In accordance with the Company’s by-laws, the Board of Directors shall be composed of at least five (05) members and at most seven (07) members, all elected and removed at a General Meeting, for a single mandate of two (02) years, with re-election allowed. Under Novo Mercado Regulations, at least two (2) members or 20% (twenty percent) of the members of the Board of Directors must be independent members.
In addition to other matters provided for by Law and the Company’s bylaws, the Board of Directors is responsible for:
- electing and removing members of the Board of Directors and assigning their duties;
- overseeing, supervising, advising and supporting the Board of Directors in fulfilling the Company’s corporate purpose;
- convening a General Meeting when deemed appropriate, or as provided for in the Company’s Bylaws and in the Law of Corporations;
- expressing an opinion prior to voting with respect to parent companies and affiliates regarding (a) mergers, spin-offs, consolidations and conversion; (b) acquisition, disposal and sale of real estate; and (c) the amendment of its Articles of Organizations and internal regulations;
- appoint the officers of the Company’s subsidiaries;
- establish the general guidelines and strategic direction of the Company’s business and of its subsidiaries, approving guidelines, business policies and basic objectives;
- appoint and remove the independent auditor of the Company and/or its subsidiaries;
- express an opinion on the management report and the accounts of the Board of Directors;
- authorize measures to be carried out by its subsidiaries that require approval by the Company, unless otherwise provided for in the respective Articles of Organization and Bylaws.
- grant any guarantees, including security interests and personal guarantees, to third parties;
- issue Company shares within the limits authorized in its Bylaws, setting the conditions of issue, including the price and payment terms, and may also exclude (or reduce the term) the right of first refusal in the issue of shares, subscription bonus and convertible debentures, where they are placed through a sale on the stock exchange or by public subscription or in a tender offer to acquire control under the terms of legislation in force;
- a public or private issue of non-convertible debentures, promissory notes and other securities that cannot be converted into shares;
- grant stock options to its management, employees and service providers, as well as the management, employees, service providers of its subsidiaries and affiliates, without the right of first refusal for current shareholders, under the terms of the plans approved at the General Meeting;
- express an opinion, either for or against, regarding any tender offer for shares issued by the Company, through a legal opinion disclosed within fifteen (15) days before the tender offer notice, and which shall address at least (i) the convenience and timing of the tender offer as to the interest of all shareholders and the price and potential liquidity of the securities held by them; (ii) the repercussions of the tender offer on the Company’s interests; (ii) the strategic plans disclosed by the offeror in relation to the Company; and (iii) the alternatives to accepting the tender offer available in the market; and
- authorize the acquisition of shares issued by the Company to be held by treasury or canceled, or for subsequent sale, except in cases expressly provided for in the current regulations.
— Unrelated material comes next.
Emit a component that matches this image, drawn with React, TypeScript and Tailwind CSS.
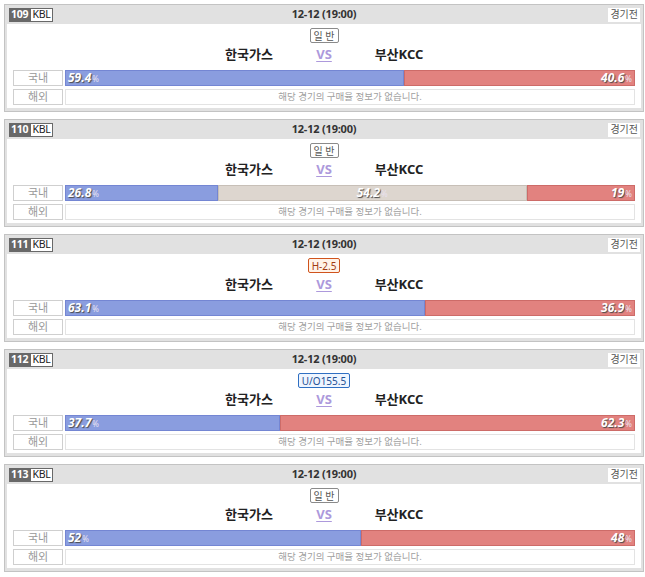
import React from 'react';

type Game = {
  no: number;
  tag: { text: string; kind: 'normal' | 'handi' | 'uo' };
  home: number;
  draw?: number;
  away: number;
};

const GAMES: Game[] = [
  { no: 109, tag: { text: '일 반', kind: 'normal' }, home: 59.4, away: 40.6 },
  { no: 110, tag: { text: '일 반', kind: 'normal' }, home: 26.8, draw: 54.2, away: 19 },
  { no: 111, tag: { text: 'H-2.5', kind: 'handi' }, home: 63.1, away: 36.9 },
  { no: 112, tag: { text: 'U/O155.5', kind: 'uo' }, home: 37.7, away: 62.3 },
  { no: 113, tag: { text: '일 반', kind: 'normal' }, home: 52, away: 48 },
];

const font = { fontFamily: '"Noto Sans", "Noto Sans CJK KR", sans-serif' };

const tagStyles: Record<string, string> = {
  normal: 'border-[#8a8a8a] bg-white text-[#555]',
  handi: 'border-[#d0531c] bg-[#fff3e8] text-[#a13a10]',
  uo: 'border-[#2f6fc2] bg-[#eef5ff] text-[#1d4f93]',
};

const Pct = ({ value }: { value: number }) => (
  <span className="flex items-baseline text-white font-bold italic text-[12px] leading-none [text-shadow:1px_1px_1px_#4a4a4a]">
    {value}
    <span className="text-[8px] not-italic font-normal text-[#e9e2f0] ml-[1px] [text-shadow:none]">%</span>
  </span>
);

const Bar = ({ game }: { game: Game }) => (
  <div className="flex flex-1 h-[16px]">
    <div
      className="h-full bg-[#8a9ddf] border border-[#7486d3] flex items-center pl-[2px]"
      style={{ width: `${game.home}%` }}
    >
      <Pct value={game.home} />
    </div>
    {game.draw !== undefined && (
      <div
        className="h-full bg-[#ddd6cf] border border-[#c7bfb7] flex items-center justify-center"
        style={{ width: `${game.draw}%` }}
      >
        <Pct value={game.draw} />
      </div>
    )}
    <div
      className="h-full bg-[#e2827f] border border-[#cd6b68] flex items-center justify-end pr-[2px]"
      style={{ width: `${game.away}%` }}
    >
      <Pct value={game.away} />
    </div>
  </div>
);

const GameCard = ({ game }: { game: Game }) => (
  <div className="w-[640px] border border-[#c3c3c3] bg-[#e1e1e1] px-[2px] pb-[3px]">
    {/* header */}
    <div className="h-[19px] flex items-center justify-between px-[2px] relative">
      <div className="flex items-center h-[14px] text-[10.5px] leading-none tracking-[-0.2px]">
        <span className="h-full flex items-center bg-[#686868] text-white font-bold px-[2px]">{game.no}</span>
        <span className="h-full flex items-center bg-white text-[#222] border border-[#686868] px-[1px]">KBL</span>
      </div>
      <span className="absolute left-1/2 -translate-x-1/2 text-[11px] font-bold text-[#333] tracking-[-0.2px]">12-12 (19:00)</span>
      <span className="h-[14px] flex items-center bg-white text-[#555] text-[10px] px-[2px] mr-[-1px]">경기전</span>
    </div>

    {/* body */}
    <div className="bg-white h-[84px] pt-[4px] px-[6px] flex flex-col">
      <div className="flex justify-center">
        <span className={`h-[15px] flex items-center border rounded-[2px] px-[3px] text-[10px] leading-none ${tagStyles[game.tag.kind]}`}>
          {game.tag.text}
        </span>
      </div>
      <div className="h-[24px] flex items-center justify-center">
        <span className="w-[100px] text-center text-[13px] font-bold text-[#222]">한국가스</span>
        <span className="w-[50px] text-center text-[13px] font-bold text-[#ad99dc] underline underline-offset-2">VS</span>
        <span className="w-[100px] text-center text-[13px] font-bold text-[#222]">부산KCC</span>
      </div>
      <div className="mt-[3px] flex items-center gap-[2px]">
        <span className="w-[50px] h-[16px] flex items-center justify-center border border-[#cfcfcf] text-[#999] text-[11px]">국내</span>
        <Bar game={game} />
      </div>
      <div className="mt-[3px] flex items-center gap-[2px]">
        <span className="w-[50px] h-[16px] flex items-center justify-center border border-[#cfcfcf] text-[#999] text-[11px]">해외</span>
        <div className="flex-1 h-[16px] border border-[#e3e3e3] flex items-center justify-center text-[9.5px] text-[#a0a0a0]">
          해당 경기의 구매율 정보가 없습니다.
        </div>
      </div>
    </div>
  </div>
);

export default function App() {
  return (
    <div className="bg-white w-[645px] h-[577px] pl-[4px] pt-[4px] flex flex-col gap-[7px]" style={font}>
      {GAMES.map((g) => (
        <GameCard key={g.no} game={g} />
      ))}
    </div>
  );
}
They will also be subject to the approval of the Board of Directors: (i) any substantial change in the Company’s strategy; (ii) the Company’s participation in any joint venture, consortium, partnership or similar enterprise; (iii) approval of the annual budget and major changes thereto; (iv) any agreement in legal proceedings or arbitration proceedings involving an amount equal to or greater than the amount defined by the Board of Directors at its first Annual General Meeting; (v) once the total annual budgetary ceiling, debts assumed and/or financial contracts entered into for an amount equal to or greater than the amount set by the Board of Directors at its first Annual General Meeting, has been exceeded, whether in a single transaction or in a series of related transactions; (vi) individual capital investments not budgeted for in the annual budget where the value is equal to or higher than the amount set by the Board of Directors at its first Annual General Meeting; (vii) the entering into of any contract, agreement or commitment (except to assume debts and financial contracts, which are governed by the provisions of item (v) above) not provided for in the annual budget and not related to maintaining the Company’s normal business activities that represents an obligation equal to or greater than the amount set by the Board of Directors at its first Annual General Meeting, in a single transaction or in a series of related transactions; (viii) the acquisition, sale or disposal of the Company’s fixed assets, not provided for in the annual budget and involving an amount equal to or greater than the amount set by the Board of Directors at its first Annual General Meeting, whether in a single transaction or in a series of related transactions; (ix) the Company waiving any right (including agreements with customers) equal to or greater than the amount set by the Board of Directors at its first Annual General Meeting, in a single transaction or in a series of related transactions; and (x) the Company’s subsidiaries carrying out any of the acts mentioned above.